Fransa'da İslamofobi, Nitelikli Müslüman Kadınları Ülkeden Göçe Zorluyor

ÜMMET

Fransa'da Müslüman karşıtlığı, başörtülü kadınların, yüksek eğitimli ve ülkeye katkıda bulunacak mesleki becerilere sahip olmalarına rağmen toplumda kabul görmemelerine yol açıyor.

Fransa'da Müslüman kimliğiyle kariyer yapmak isteyen kadınlar, yeterli eğitim ve donanıma sahip olsalar da gördükleri ayrımcılık nedeniyle ülke dışında iş imkanları aramak zorunda kalıyor.

AA Akademinin koordinasyonunda gazeteci Nisa Efendioğlu'nun Fransa'yı terk etmiş veya kariyerlerine devam etmek için ülkeden ayrılmayı planlayan 20 Müslüman kadınla derinlemesine mülakat yaparak hazırladığı rapora göre, Fransa'daki Müslüman kadınlar, iş hayatında ayrımcılığa maruz kalıyor.

Ayrımcılık ve sosyal kabul eksikliği, Müslüman kadınları çoğu zaman Fransa sınırlarının ötesinde iş fırsatları aramak zorunda bırakıyor.

Fransa'da kadınlara yönelik Müslüman karşıtlığının (İslamofobi) boyutunu incelemeyi ve bununla mücadeleye yönelik öneri listesi sunmayı amaçlayan rapor, "zorlayıcı politikaların" başörtülü kadınların kamuda çalışmasını tamamen kısıtladığına, özel sektörde başörtüsüne karşı ayrımcılığı ve toplumsal düzeyde İslamofobiyi güçlendirdiğine dikkati çekiyor.

Hem politik hem de toplumsal düzeyde artan Müslüman karşıtlığı, Fransa'da doğup büyümüş, yüksek eğitimli ve ülkeye katkıda bulunacak mesleki becerilere sahip olmalarına rağmen başörtülü kadınların toplumdan dışlanmasına yol açıyor.

Müslüman kadınlar çalışma hayatının yanı sıra eğitim ve sivil toplumda da ayrımcılığa uğruyor

Fransa'daki başörtüsü yasağı, tesettürlü kadınları okullardan uzaklaştırıyor, kariyer yapmalarını ve genel refahlarını olumsuz etkiliyor. Fransız toplumuna katkıda bulunma motivasyonlarına rağmen Müslüman kadınların eğitim ortamlarında becerilerini ve deneyimlerini paylaşmalarına izin verilmiyor.

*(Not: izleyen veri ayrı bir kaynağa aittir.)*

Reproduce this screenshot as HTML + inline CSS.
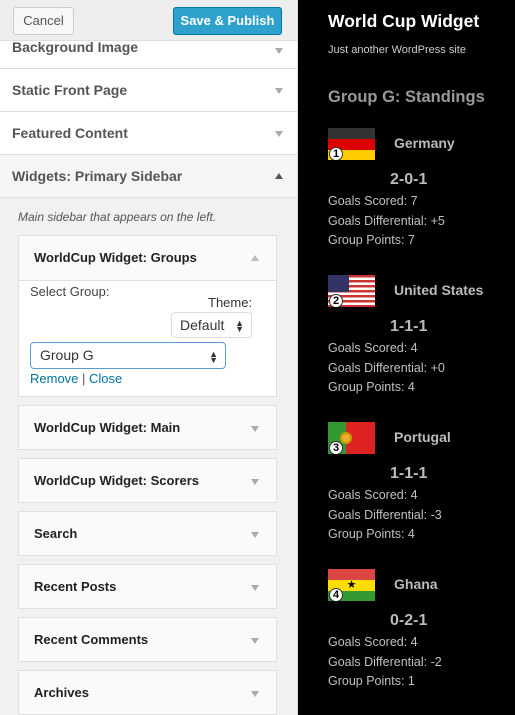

Müslüman kadınların, sivil toplum faaliyetlerine katılımlarının engellenmesi, ülkede dışlandıklarını hissettikleri bir diğer alan olarak öne çıkıyor. Raporda görüşlerine başvurulan Fransız Müslüman kadınlar, İslamofobinin yaygınlığı nedeniyle ülkeyi terk etmeyi ve kariyerlerini yurt dışında sürdürmeyi seçtiğini paylaşıyor.

Ülkede kalmayı tercih eden Müslüman kadınlar, toplumsal baskıya boyun eğerek başörtülerini çıkarmak, gördükleri ayrımcılık karşısında iş gücünden tamamen çekilmek gibi zor kararlar almaya mecbur kalıyor.

Fransa'da hem İslamafobik devlet politikaları hem de toplumun ayrımcı tutumu, yaklaşık 7 milyon ile nüfusun yüzde 10'unu oluşturan Müslüman ve Müslüman kadınların sorunlarını derinleştiriyor.

Müslüman topluma yönelik çözüm odaklı politikalar yok

Okullarda 2004'te başörtüsü dahil dini sembollerin yasaklandığı, 2010'da yasağın kamuya açık alanlarda yüzü tamamen kapatan peçeyi de kapsayacak şekilde genişletildiği Fransa'da Müslüman topluluğa yönelik çözüm odaklı politikaların eksikliği öne çıkıyor.

Raporun öneriler bölümünde, politika yapıcıların kapsayıcı ve katılımcı politikalar geliştirmeleri, İslamofobik tutumların nefret suçu olarak tanınması, İslamofobiden kaynaklanan eylemlere karşı caydırıcı yaptırımlar uygulanması tavsiye edildi.